BOB: There is a clear focus on maintaining AI advantages in the realm of national security. What we have concluded is that AI’s contribution to our economic prosperity is a national security issue. So, we have to get it right for the sake of both national security and economic prosperity. But I don’t believe we intend to come up with a US AI strategy. We are making recommendations to the Congress, who is our primary customer, on the legislative moves that they could make to make sure that we are in the best competitive position as possible.
ERIC: The country needs a collective AI strategy. This one is, I think, going to be the definitive one around national security, which is what we were chartered for.
AI in the United States needs to be done with American values. And American values are broadly liberal in the sense that they’re not authoritarian. They’re democratic, they encourage discussion, they don’t favor censorship. There are many, many aspects of those values which I think are easily included by my comment. We also pointed out in the report that the Chinese are functioning in an alternative system and there is a question of diffusion of that system.
The purpose of the interim report was to say, ‘there’s somebody on the horizon who is different in values from us who is quite capable.’
BOB: The Department of Defense has spent a lot of time trying to explain how it intends to use AI. It talks a lot about the ethical use of AI and how the department is going to make sure of that.
The model for this, I think, is the Defense Innovation Board’s AI ethics statement. They had numerous interchanges with American citizens and different companies throughout the country as they were developing this.
We are trying to explain to the American public the stakes of this competition and why it is important to their own welfare and security.
ERIC: The Defense Innovation Board’s AI principles recommendations for the DOD followed a 15-month study that was as inclusive as possible. There’s a long list of people who were consulted. The DIB recommendations define what AI is, they talk about existing frameworks and values and then they come up with five basic principles that should be followed.
If you’re using AI in a commercial or a military system, it needs to be under human control. It needs to avoid unintended bias. It has to be traceable, to be reliable and otherwise do what you want. We also took a strong position that there has to be some variant of the ability to stop the system if it goes awry. Those five principles are hard to argue against.
CRAIG: In your views, either from the point of view of the commission or individually, which is the greater threat, China’s economic competitiveness or their version of techno authoritarianism backed by artificial intelligence. So, the economic effect of China’s AI push or the global political effect of their AI backed governance model.
BOB: The United States has never faced a strategic competitor with a gross domestic product greater than 40% of its own. The Soviet Union just barely got there in the Cold War. Even if you added Japan and Germany together in World War II, it was right around 40%. China has surpassed in the United States in purchasing power parity already and if trends continue, there is a possibility they could surpass the United States in absolute GDP in the late twenties. So, we’ve never faced a strategic competitor with an economy greater than 40% of our GDP. We may be faced with a competitor that has an economy that’s bigger than us.

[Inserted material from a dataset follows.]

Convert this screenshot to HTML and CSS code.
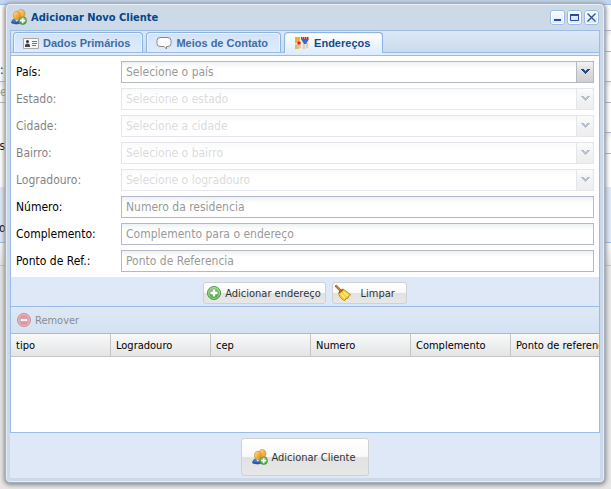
FILE: index.html
```html
<!DOCTYPE html>
<html lang="pt-BR">
<head>
<meta charset="utf-8">
<title>Adicionar Novo Cliente</title>
<link rel="stylesheet" href="styles.css">
</head>
<body>
<svg class="defs" width="0" height="0" aria-hidden="true">
  <defs>
    <linearGradient id="gold" x1="0" y1="0" x2="1" y2="1"><stop offset="0" stop-color="#ffe3a0"/><stop offset=".5" stop-color="#f4b040"/><stop offset="1" stop-color="#d8861a"/></linearGradient>
    <linearGradient id="blue" x1="0" y1="0" x2="0" y2="1"><stop offset="0" stop-color="#5b93dc"/><stop offset="1" stop-color="#1450a8"/></linearGradient>
    <linearGradient id="green" x1="0" y1="0" x2="0" y2="1"><stop offset="0" stop-color="#8fce83"/><stop offset="1" stop-color="#3f9a35"/></linearGradient>
    <symbol id="users" viewBox="0 0 16 16">
      <path d="M7 10V5Q6.500.6 10 .5q3.700 0 4 3.800.1 1.700-1 3l1.500 1.200.7 2.500z" fill="url(#gold)" stroke="#c08526" stroke-width=".6"/>
      <path d="M.5 14Q.5 10.800 3.200 10L8 10q2.500 1 2.500 4-5 2.200-10 0z" fill="url(#blue)" stroke="#1d4f9c" stroke-width=".6"/>
      <path d="M3.800 10 5.800 12.800 8 10z" fill="#e8f1fc"/>
      <ellipse cx="5.900" cy="6.500" rx="3.400" ry="4.200" fill="url(#gold)" stroke="#c28322" stroke-width=".6"/>
      <circle cx="11.700" cy="11.700" r="3.800" fill="url(#green)" stroke="#4b9a42" stroke-width=".8"/>
      <path d="M11.700 9.200v5M9.200 11.700h5" stroke="#fff" stroke-width="1.700"/>
    </symbol>
  </defs>
</svg>
<div class="stage">
  <div class="backdrop" aria-hidden="true">
    <div class="bd-bar"></div>
    <div class="bd-form">
      <div class="bd-field inset"></div>
      <div class="bd-label">:</div>
      <div class="bd-field">e</div>
      <div class="bd-label"></div>
      <div class="bd-field inset"></div>
      <div class="bd-note">as</div>
    </div>
    <div class="bd-tools">o</div>
    <div class="bd-head"></div>
  </div>

  <section class="window" aria-labelledby="win-title">
    <header class="titlebar">
      <svg class="icon" viewBox="0 0 16 16"><use href="#users"/></svg>
      <h1 id="win-title">Adicionar Novo Cliente</h1>
      <button class="tool" type="button" aria-label="Minimizar"><svg viewBox="0 0 15 15"><path d="M4 10h7" stroke="#2b4c9b" stroke-width="2"/></svg></button>
      <button class="tool" type="button" aria-label="Maximizar"><svg viewBox="0 0 15 15"><path d="M3.500 4.500h8v6h-8z" fill="#d9e8fb" stroke="#2b4c9b"/><path d="M3 5h9" stroke="#2b4c9b" stroke-width="2"/></svg></button>
      <button class="tool" type="button" aria-label="Fechar"><svg viewBox="0 0 15 15"><path d="M3.500 3.500l8 8M11.500 3.500l-8 8" stroke="#2b4c9b" stroke-width="1.300"/></svg></button>
    </header>

    <div class="panel">
      <nav class="tabs" role="tablist">
        <button class="tab" type="button" role="tab"><svg class="icon" viewBox="0 0 16 16"><path d="M.5 3.500h15v10H.5z" fill="#f7f7f7" stroke="#aaa"/><circle cx="4.500" cy="6.500" r="1.500" fill="#333"/><path d="M2 12V10.500q0-2 2.500-2T7 10.500V12z" fill="#444"/><path d="M9 6.500h5M9 8.500h5M9 10.500h4" stroke="#777"/></svg>Dados Primários</button>
        <button class="tab" type="button" role="tab"><svg class="icon" viewBox="0 0 16 16"><path d="M4 2.500h8q3 0 3 3v3q0 3-3 3h-1.500v2.500L8 11.500H4q-3 0-3-3v-3q0-3 3-3z" fill="#fdfdfd" stroke="#888"/></svg>Meios de Contato</button>
        <button class="tab active" type="button" role="tab" aria-selected="true"><svg class="icon" viewBox="0 0 16 16"><path d="M1 2h14v12H1z" fill="#eee8dc"/><path d="M1 2h5v3l-2 3H1z" fill="#f2ae36"/><path d="M1 10l4-1v5H1z" fill="#f3bd62"/><path d="M2 14V9M6 13V7M10 14V9M13 13V8" stroke="#b5b5b5"/><path d="M7 4h8l-3 5h-2z" fill="#3569ce"/><path d="M7 3h8" stroke="#d42222" stroke-width="2" stroke-dasharray="1.500 .5"/><circle cx="5" cy="8" r="1.700" fill="#e52614"/></svg>Endereços</button>
      </nav>
      <div class="tab-strip"></div>

      <form class="form">
        <label for="pais">País:</label>
        <div class="combo"><select id="pais"><option>Selecione o país</option></select><span class="trigger"><svg viewBox="0 0 9 6"><path d="M0 0h3v1h1v1h1V1h1V0h3v1H8v1H7v1H6v1H5v1H4V4H3V3H2V2H1V1H0z" fill="#2b4a80"/></svg></span></div>
        <label class="off" for="estado">Estado:</label>
        <div class="combo off"><select id="estado" disabled><option>Selecione o estado</option></select><span class="trigger"><svg viewBox="0 0 9 6"><path d="M0 0h3v1h1v1h1V1h1V0h3v1H8v1H7v1H6v1H5v1H4V4H3V3H2V2H1V1H0z" fill="#2b4a80"/></svg></span></div>
        <label class="off" for="cidade">Cidade:</label>
        <div class="combo off"><select id="cidade" disabled><option>Selecione a cidade</option></select><span class="trigger"><svg viewBox="0 0 9 6"><path d="M0 0h3v1h1v1h1V1h1V0h3v1H8v1H7v1H6v1H5v1H4V4H3V3H2V2H1V1H0z" fill="#2b4a80"/></svg></span></div>
        <label class="off" for="bairro">Bairro:</label>
        <div class="combo off"><select id="bairro" disabled><option>Selecione o bairro</option></select><span class="trigger"><svg viewBox="0 0 9 6"><path d="M0 0h3v1h1v1h1V1h1V0h3v1H8v1H7v1H6v1H5v1H4V4H3V3H2V2H1V1H0z" fill="#2b4a80"/></svg></span></div>
        <label class="off" for="logradouro">Logradouro:</label>
        <div class="combo off"><select id="logradouro" disabled><option>Selecione o logradouro</option></select><span class="trigger"><svg viewBox="0 0 9 6"><path d="M0 0h3v1h1v1h1V1h1V0h3v1H8v1H7v1H6v1H5v1H4V4H3V3H2V2H1V1H0z" fill="#2b4a80"/></svg></span></div>
        <label for="numero">Número:</label>
        <input id="numero" type="text" placeholder="Numero da residencia">
        <label for="complemento">Complemento:</label>
        <input id="complemento" type="text" placeholder="Complemento para o endereço">
        <label for="ref">Ponto de Ref.:</label>
        <input id="ref" type="text" placeholder="Ponto de Referencia">
      </form>

      <div class="form-actions">
        <button class="btn" type="button"><svg class="icon" viewBox="0 0 16 16"><circle cx="8" cy="8" r="6.500" fill="url(#green)" stroke="#4c9a44"/><circle cx="8" cy="8" r="5.400" fill="none" stroke="#b9e0b2" stroke-width=".8"/><path d="M8 4.500v7M4.500 8h7" stroke="#fff" stroke-width="2.400"/></svg>Adicionar endereço</button>
        <button class="btn wide" type="button"><svg class="icon" viewBox="0 0 16 16"><path d="M1.200 1.200 5.500 5.500" stroke="#9a5a1c" stroke-width="2.400" stroke-linecap="round"/><path d="M1.400 1.200 5 4.800" stroke="#e0a860" stroke-linecap="round"/><path d="M3.500 8.500Q4.500 4.500 8 4L15.500 9.500q-.5 1.500-2 2l-.5 1.800-2 .2-1 2Q5.500 14.500 3.500 8.500z" fill="#f5d432" stroke="#a87c10" stroke-width=".8"/><path d="M4 8 8 4.500" stroke="#b4391c" stroke-width="1.300"/><path d="M6 8.500l4 4.500M8.500 7l4 3.800" stroke="#fff19a" stroke-width="1.100"/></svg><span>Limpar</span></button>
      </div>

      <div class="grid-tools">
        <button class="flat" type="button" disabled><svg class="icon" viewBox="0 0 16 16"><circle cx="8" cy="8" r="6.500" fill="#e24b45" stroke="#c93e3a"/><circle cx="8" cy="8" r="5.400" fill="none" stroke="#f3a8a4" stroke-width=".8"/><path d="M4.500 8h7" stroke="#fff" stroke-width="2.400"/></svg>Remover</button>
      </div>
      <div class="grid">
        <table>
          <thead><tr><th>tipo</th><th>Logradouro</th><th>cep</th><th>Numero</th><th>Complemento</th><th>Ponto de referencia</th></tr></thead>
        </table>
      </div>
    </div>

    <footer class="footer">
      <button class="btn large" type="button"><svg class="icon" viewBox="0 0 16 16"><use href="#users"/></svg>Adicionar Cliente</button>
    </footer>
  </section>
</div>
</body>
</html>
```
FILE: styles.css
```css
* { box-sizing: border-box; }
body { margin: 0; background: #e6e6e6; }
body, button, input, select {
  font-family: Tahoma, "DejaVu Sans Condensed", "DejaVu Sans", sans-serif;
  font-size: 11px;
}
button, select, input { margin: 0; color: inherit; }
.defs { display: block; height: 0; }
.icon { display: block; flex: none; width: 16px; height: 16px; }

.stage { display: grid; min-height: 100vh; }
.backdrop, .window { grid-area: 1 / 1; min-width: 0; }

/* Page behind the window */
.backdrop { font-size: 12px; overflow: hidden; }
.bd-bar { height: 5px; background: #c3d7f0; border-bottom: 1px solid #99bce8; }
.bd-form { height: 182px; padding-top: 25px; background: #fff; }
.bd-field {
  height: 22px;
  border: solid #b5b8c8;
  border-width: 1px 0;
  background: linear-gradient(#eef1f2, #fff 6px);
  color: #999;
  line-height: 20px;
}
.bd-field.inset { margin-left: 8px; }
.bd-label { height: 29px; line-height: 36px; }
.bd-note { line-height: 14px; margin-top: -15px; margin-left: -7px; }
.bd-tools { height: 56px; padding-top: 34px; background: #dfe8f6; border-bottom: 1px solid #99bce8; text-indent: -1px; }
.bd-head { height: 23px; background: linear-gradient(#f9f9f9, #e6e6e6); border-bottom: 1px solid #c5c5c5; }

.window {
  display: flex;
  flex-direction: column;
  margin: 3px 6px 6px 5px;
  padding: 0 4px 4px;
  border: 1px solid #a2b1c5;
  border-radius: 5px;
  background: #ced9e7;
  box-shadow: inset 0 0 0 1px #e6edf6, 0 1px 4px 1px #888;
}
.titlebar { display: flex; align-items: center; gap: 2px; height: 26px; padding: 0 1px; }
.titlebar h1 { flex: 1; margin: 0 0 0 2px; font-size: 11px; color: #04468c; }
.tool {
  width: 15px;
  height: 15px;
  padding: 0;
  border: 0;
  border-radius: 3px;
  background: linear-gradient(#fff, #d5e6fb);
  box-shadow: inset 0 0 0 1px #99bce8, inset 0 0 0 2px #fff;
}
.tool svg { display: block; width: 15px; height: 15px; }

.panel {
  display: flex;
  flex: 1;
  flex-direction: column;
  border: 1px solid #99bce8;
}
.tabs {
  display: flex;
  align-items: flex-end;
  gap: 3px;
  height: 22px;
  padding: 0 2px;
  background: linear-gradient(#dde8f5, #cbdbef);
  border-bottom: 1px solid #99bce8;
}
.tab {
  display: flex;
  align-items: center;
  gap: 4px;
  height: 20px;
  padding: 0 12px 0 9px;
  border: 1px solid #8db3e3;
  border-bottom: 0;
  border-radius: 4px 4px 0 0;
  background: linear-gradient(#d3e3f8, #deecfd);
  box-shadow: inset 1px 1px #eaf3fe, inset -1px 0 #eaf3fe;
  color: #416da3;
  font: bold 11px "Liberation Sans", Arial, sans-serif;
}
.tab.active { height: 21px; margin-bottom: -1px; background: linear-gradient(#fff, #deecfd); color: #15498b; }
.tab-strip { height: 3px; background: #deecfd; border-bottom: 1px solid #99bce8; }

.form {
  display: grid;
  grid-template-columns: 100px 1fr;
  column-gap: 5px;
  row-gap: 5px;
  padding: 5px;
  background: #fff;
  font-size: 12px;
}
.form label { line-height: 22px; }
.form input, .form select {
  width: 100%;
  height: 22px;
  padding: 0 4px;
  border: 1px solid #b5b8c8;
  border-radius: 0;
  background: linear-gradient(#eef1f2, #fff 6px);
  color: #999;
  font-size: 12px;
}
.form input::placeholder { color: #999; opacity: 1; }
.form select { display: block; appearance: none; opacity: 1; }
.combo { position: relative; }
.off { opacity: .5; }
.combo.off { opacity: .35; }
.trigger {
  position: absolute;
  inset: 0 0 0 auto;
  display: grid;
  place-items: center;
  width: 18px;
  border: 1px solid #b5b8c8;
  border-radius: 0 2px 2px 0;
  background: linear-gradient(#f5f5f5, #dcdcdc 50%, #d0d0d0);
  pointer-events: none;
}
.trigger svg { width: 9px; height: 6px; }

.form-actions {
  display: flex;
  justify-content: center;
  gap: 6px;
  padding: 5px 0 2px;
  background: #dfe8f6;
}
.btn {
  display: flex;
  align-items: center;
  gap: 3px;
  height: 22px;
  padding: 0 4px 0 2px;
  border: 1px solid #d1d1d1;
  border-radius: 3px;
  background: linear-gradient(#fff, #f9f9f9 48%, #e2e2e2 52%, #e7e7e7);
  color: #333;
}
.btn.wide { width: 75px; }
.btn.wide span { flex: 1; text-align: center; }
.btn.large { height: 38px; padding: 0 12px 0 10px; }

.grid-tools {
  height: 28px;
  padding: 5px;
  border: solid #99bce8;
  border-width: 1px 0;
  background: linear-gradient(#dfe9f5, #d3e1f1);
}
.flat { display: flex; align-items: center; gap: 3px; padding: 0; border: 0; background: none; color: #333; opacity: .5; }
.grid { flex: 1; overflow: hidden; background: #fff; }
table { width: 600px; table-layout: fixed; border-collapse: separate; border-spacing: 0; }
th {
  height: 23px;
  padding: 0 5px;
  border: solid #c5c5c5;
  border-width: 0 1px 1px 0;
  background: linear-gradient(#f9f9f9, #e3e4e6);
  color: #000;
  font-weight: normal;
  text-align: left;
  white-space: nowrap;
}
.footer { display: flex; justify-content: center; padding: 5px 0 2px; background: #dfe8f6; }
```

Then China, beyond AI, wants to become the world’s innovation leader. It wants to surpass the United States as the world’s innovation leader, not only in AI but in a wide variety of different things. So, they’re inextricably linked. If they meet their economic goals, they will be able to put more money in the technology innovation side. And this becomes a tremendous competitor for the United States. And that’s why the commission spends so much time saying, look, this is a competition that we could lose.
In the interwar period, everyone knew that mechanization was happening, everyone knew and had radios and everyone knew about the advances in aviation. It was the competitor that put them together in an operational concept they called Blitzkrieg that gave them an enormous advantage.
So, what the Department of Defense worries about is, could the Chinese in developing an operational concept, take machine learning in decision support systems, 5G in their communications, could they put them together in a way which would give them a battlefield advantage? That is something that is very difficult to judge. You have to actually know what they’re doing. So, we want to be able to keep all of the competitors in a tail chase with us.
ERIC: And I think Bob makes a very good point that there’s another kind of innovation, which is integration innovation.
So, you could imagine that we won the research component, that we invented this stuff new, but our competitor did a better job of integrating it.
It’s a new world of AI. It’s a new competitive world, and it’s important that the United States have a strategy that’s consistent with our values. We’re not China. We’re not Russia. We are the United States. We’re proud of ourselves. There are a bunch of tricky issues which are not easily solved by black and white solutions. We have to find a way to be engaged with China, but also careful to not be taken advantage of and to make sure that the US wins.
BOB: An American way of AI is beneficial not only to our country, but the entire world; a focus on data privacy, a focus on ethical use, a focus on not using AI to disrupt other countries, find fissures in their societies and break them apart. This is a competition that reflects our values, between a democratic vision of how AI can be very hopeful, and an authoritarian vision where it’s a little bit more dark. And it’s important that the American view of AI prevails over the long run.